____ Raw data

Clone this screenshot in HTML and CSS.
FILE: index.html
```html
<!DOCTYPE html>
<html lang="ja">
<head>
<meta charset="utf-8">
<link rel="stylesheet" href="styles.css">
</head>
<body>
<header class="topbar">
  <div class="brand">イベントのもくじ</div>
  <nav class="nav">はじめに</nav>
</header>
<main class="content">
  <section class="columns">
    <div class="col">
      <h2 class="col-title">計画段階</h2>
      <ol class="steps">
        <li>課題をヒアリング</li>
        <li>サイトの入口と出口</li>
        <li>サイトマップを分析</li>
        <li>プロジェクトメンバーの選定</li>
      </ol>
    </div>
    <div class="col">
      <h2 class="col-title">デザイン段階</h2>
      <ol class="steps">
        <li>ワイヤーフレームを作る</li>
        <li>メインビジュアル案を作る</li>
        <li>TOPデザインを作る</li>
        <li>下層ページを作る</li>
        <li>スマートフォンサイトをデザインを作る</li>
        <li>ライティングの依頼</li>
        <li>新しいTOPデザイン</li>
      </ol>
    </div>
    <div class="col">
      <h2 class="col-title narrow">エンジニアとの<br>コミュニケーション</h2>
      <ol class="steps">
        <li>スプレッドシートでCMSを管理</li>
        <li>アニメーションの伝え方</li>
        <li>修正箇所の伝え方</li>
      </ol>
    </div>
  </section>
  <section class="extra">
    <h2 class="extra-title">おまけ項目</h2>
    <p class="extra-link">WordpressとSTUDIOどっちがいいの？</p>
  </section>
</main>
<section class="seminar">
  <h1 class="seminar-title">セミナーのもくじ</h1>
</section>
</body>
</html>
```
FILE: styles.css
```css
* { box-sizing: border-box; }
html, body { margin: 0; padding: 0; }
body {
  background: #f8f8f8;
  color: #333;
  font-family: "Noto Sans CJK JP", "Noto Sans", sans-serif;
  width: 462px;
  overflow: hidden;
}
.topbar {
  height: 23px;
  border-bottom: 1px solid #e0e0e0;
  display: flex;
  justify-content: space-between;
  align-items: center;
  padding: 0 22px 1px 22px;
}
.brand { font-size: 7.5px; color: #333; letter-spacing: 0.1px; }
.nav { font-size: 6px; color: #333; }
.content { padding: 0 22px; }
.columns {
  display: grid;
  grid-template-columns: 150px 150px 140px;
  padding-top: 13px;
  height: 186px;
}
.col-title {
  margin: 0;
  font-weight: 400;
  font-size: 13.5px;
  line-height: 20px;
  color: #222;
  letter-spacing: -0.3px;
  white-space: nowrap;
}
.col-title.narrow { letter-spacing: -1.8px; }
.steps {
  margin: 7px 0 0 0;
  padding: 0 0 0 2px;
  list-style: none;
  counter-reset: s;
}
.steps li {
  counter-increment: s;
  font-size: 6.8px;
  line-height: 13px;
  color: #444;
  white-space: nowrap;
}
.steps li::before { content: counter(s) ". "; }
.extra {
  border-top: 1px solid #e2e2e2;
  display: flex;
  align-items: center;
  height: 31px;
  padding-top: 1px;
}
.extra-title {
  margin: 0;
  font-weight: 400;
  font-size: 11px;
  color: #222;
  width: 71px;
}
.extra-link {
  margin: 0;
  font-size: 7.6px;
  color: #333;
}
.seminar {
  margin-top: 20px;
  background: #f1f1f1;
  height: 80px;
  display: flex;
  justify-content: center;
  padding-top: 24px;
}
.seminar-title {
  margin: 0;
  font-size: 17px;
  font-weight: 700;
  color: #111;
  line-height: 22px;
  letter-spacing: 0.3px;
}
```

________

What this task involves
Give every line of the material again, exactly as it reads.

Response to the exercise
Clone this screenshot in HTML and CSS.
FILE: index.html
```html
<!DOCTYPE html>
<html lang="ja">
<head>
<meta charset="utf-8">
<link rel="stylesheet" href="styles.css">
</head>
<body>
<header class="topbar">
  <div class="brand">イベントのもくじ</div>
  <nav class="nav">はじめに</nav>
</header>
<main class="content">
  <section class="columns">
    <div class="col">
      <h2 class="col-title">計画段階</h2>
      <ol class="steps">
        <li>課題をヒアリング</li>
        <li>サイトの入口と出口</li>
        <li>サイトマップを分析</li>
        <li>プロジェクトメンバーの選定</li>
      </ol>
    </div>
    <div class="col">
      <h2 class="col-title">デザイン段階</h2>
      <ol class="steps">
        <li>ワイヤーフレームを作る</li>
        <li>メインビジュアル案を作る</li>
        <li>TOPデザインを作る</li>
        <li>下層ページを作る</li>
        <li>スマートフォンサイトをデザインを作る</li>
        <li>ライティングの依頼</li>
        <li>新しいTOPデザイン</li>
      </ol>
    </div>
    <div class="col">
      <h2 class="col-title narrow">エンジニアとの<br>コミュニケーション</h2>
      <ol class="steps">
        <li>スプレッドシートでCMSを管理</li>
        <li>アニメーションの伝え方</li>
        <li>修正箇所の伝え方</li>
      </ol>
    </div>
  </section>
  <section class="extra">
    <h2 class="extra-title">おまけ項目</h2>
    <p class="extra-link">WordpressとSTUDIOどっちがいいの？</p>
  </section>
</main>
<section class="seminar">
  <h1 class="seminar-title">セミナーのもくじ</h1>
</section>
</body>
</html>
```
FILE: styles.css
```css
* { box-sizing: border-box; }
html, body { margin: 0; padding: 0; }
body {
  background: #f8f8f8;
  color: #333;
  font-family: "Noto Sans CJK JP", "Noto Sans", sans-serif;
  width: 462px;
  overflow: hidden;
}
.topbar {
  height: 23px;
  border-bottom: 1px solid #e0e0e0;
  display: flex;
  justify-content: space-between;
  align-items: center;
  padding: 0 22px 1px 22px;
}
.brand { font-size: 7.5px; color: #333; letter-spacing: 0.1px; }
.nav { font-size: 6px; color: #333; }
.content { padding: 0 22px; }
.columns {
  display: grid;
  grid-template-columns: 150px 150px 140px;
  padding-top: 13px;
  height: 186px;
}
.col-title {
  margin: 0;
  font-weight: 400;
  font-size: 13.5px;
  line-height: 20px;
  color: #222;
  letter-spacing: -0.3px;
  white-space: nowrap;
}
.col-title.narrow { letter-spacing: -1.8px; }
.steps {
  margin: 7px 0 0 0;
  padding: 0 0 0 2px;
  list-style: none;
  counter-reset: s;
}
.steps li {
  counter-increment: s;
  font-size: 6.8px;
  line-height: 13px;
  color: #444;
  white-space: nowrap;
}
.steps li::before { content: counter(s) ". "; }
.extra {
  border-top: 1px solid #e2e2e2;
  display: flex;
  align-items: center;
  height: 31px;
  padding-top: 1px;
}
.extra-title {
  margin: 0;
  font-weight: 400;
  font-size: 11px;
  color: #222;
  width: 71px;
}
.extra-link {
  margin: 0;
  font-size: 7.6px;
  color: #333;
}
.seminar {
  margin-top: 20px;
  background: #f1f1f1;
  height: 80px;
  display: flex;
  justify-content: center;
  padding-top: 24px;
}
.seminar-title {
  margin: 0;
  font-size: 17px;
  font-weight: 700;
  color: #111;
  line-height: 22px;
  letter-spacing: 0.3px;
}
```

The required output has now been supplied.